**Information shown:**
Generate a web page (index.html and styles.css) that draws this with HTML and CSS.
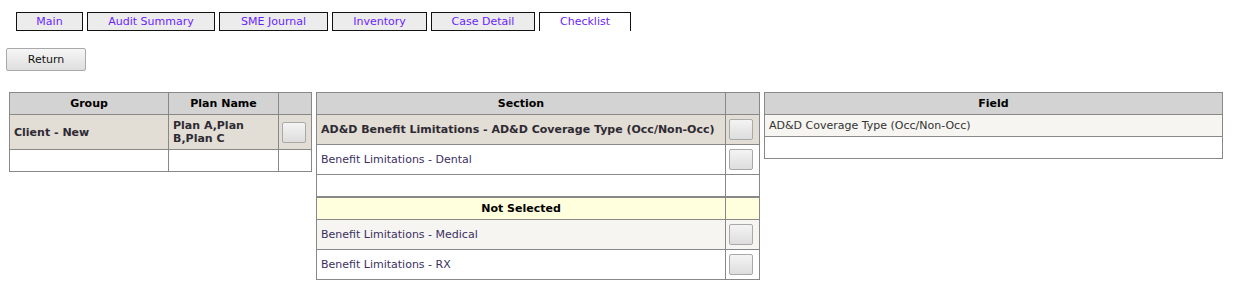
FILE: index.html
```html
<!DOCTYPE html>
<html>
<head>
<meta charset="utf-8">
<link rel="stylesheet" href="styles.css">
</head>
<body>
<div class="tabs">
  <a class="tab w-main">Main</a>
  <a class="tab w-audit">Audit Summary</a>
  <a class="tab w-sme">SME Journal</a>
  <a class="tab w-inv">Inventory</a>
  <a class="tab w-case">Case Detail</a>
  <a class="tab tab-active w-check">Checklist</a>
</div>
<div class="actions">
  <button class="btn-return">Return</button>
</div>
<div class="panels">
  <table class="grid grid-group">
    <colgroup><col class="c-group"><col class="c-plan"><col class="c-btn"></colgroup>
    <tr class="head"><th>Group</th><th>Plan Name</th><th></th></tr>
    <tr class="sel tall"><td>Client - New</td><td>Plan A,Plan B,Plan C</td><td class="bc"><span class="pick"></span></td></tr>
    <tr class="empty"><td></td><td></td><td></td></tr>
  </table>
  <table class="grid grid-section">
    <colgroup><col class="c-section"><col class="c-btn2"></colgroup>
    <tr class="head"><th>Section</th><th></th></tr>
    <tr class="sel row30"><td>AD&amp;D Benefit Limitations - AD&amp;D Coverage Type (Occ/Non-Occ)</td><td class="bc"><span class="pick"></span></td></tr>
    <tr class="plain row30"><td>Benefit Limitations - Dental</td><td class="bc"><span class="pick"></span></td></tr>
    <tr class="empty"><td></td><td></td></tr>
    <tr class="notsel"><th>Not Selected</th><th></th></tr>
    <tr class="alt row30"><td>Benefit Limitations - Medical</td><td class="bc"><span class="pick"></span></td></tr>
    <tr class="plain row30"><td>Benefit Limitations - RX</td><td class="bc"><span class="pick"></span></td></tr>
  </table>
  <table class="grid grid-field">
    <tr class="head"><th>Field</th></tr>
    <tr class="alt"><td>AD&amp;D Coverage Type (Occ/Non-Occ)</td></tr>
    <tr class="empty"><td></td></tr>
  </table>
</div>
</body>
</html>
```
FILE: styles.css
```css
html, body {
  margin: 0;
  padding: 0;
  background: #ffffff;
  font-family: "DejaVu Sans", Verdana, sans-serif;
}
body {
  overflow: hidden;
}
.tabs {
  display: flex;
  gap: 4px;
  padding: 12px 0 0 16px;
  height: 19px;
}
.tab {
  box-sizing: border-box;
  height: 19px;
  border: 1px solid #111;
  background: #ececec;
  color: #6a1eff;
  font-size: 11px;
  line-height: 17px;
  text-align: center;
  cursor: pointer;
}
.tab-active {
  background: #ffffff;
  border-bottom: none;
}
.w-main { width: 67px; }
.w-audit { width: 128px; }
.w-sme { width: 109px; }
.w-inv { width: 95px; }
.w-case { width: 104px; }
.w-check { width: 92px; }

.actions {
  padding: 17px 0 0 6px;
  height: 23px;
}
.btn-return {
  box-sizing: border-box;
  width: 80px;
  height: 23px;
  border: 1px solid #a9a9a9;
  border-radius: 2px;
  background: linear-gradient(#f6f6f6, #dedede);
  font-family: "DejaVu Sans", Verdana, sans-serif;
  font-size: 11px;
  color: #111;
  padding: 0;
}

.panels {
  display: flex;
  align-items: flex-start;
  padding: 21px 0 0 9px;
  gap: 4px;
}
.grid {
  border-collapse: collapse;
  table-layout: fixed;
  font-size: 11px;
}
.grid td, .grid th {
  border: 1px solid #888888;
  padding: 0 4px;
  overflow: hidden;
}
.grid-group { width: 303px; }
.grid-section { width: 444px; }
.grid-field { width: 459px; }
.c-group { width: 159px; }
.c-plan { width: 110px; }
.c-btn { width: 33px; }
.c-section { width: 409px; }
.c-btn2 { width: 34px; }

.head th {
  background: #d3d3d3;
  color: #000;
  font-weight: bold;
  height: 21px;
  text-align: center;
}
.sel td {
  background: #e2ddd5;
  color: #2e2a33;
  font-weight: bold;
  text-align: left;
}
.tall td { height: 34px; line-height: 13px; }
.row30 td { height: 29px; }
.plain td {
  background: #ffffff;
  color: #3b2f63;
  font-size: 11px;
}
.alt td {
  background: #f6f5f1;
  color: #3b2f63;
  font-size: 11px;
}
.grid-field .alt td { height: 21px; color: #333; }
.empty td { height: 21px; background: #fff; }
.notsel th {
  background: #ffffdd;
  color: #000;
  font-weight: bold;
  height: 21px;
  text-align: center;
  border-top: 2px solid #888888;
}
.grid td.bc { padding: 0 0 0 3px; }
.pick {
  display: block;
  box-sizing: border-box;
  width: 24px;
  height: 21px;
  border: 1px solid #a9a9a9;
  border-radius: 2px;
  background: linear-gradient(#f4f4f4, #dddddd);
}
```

**Given instruction:** Going through the data above, count the lines where the string "index" appears, and answer with only that number.

**Answer to the task:** 2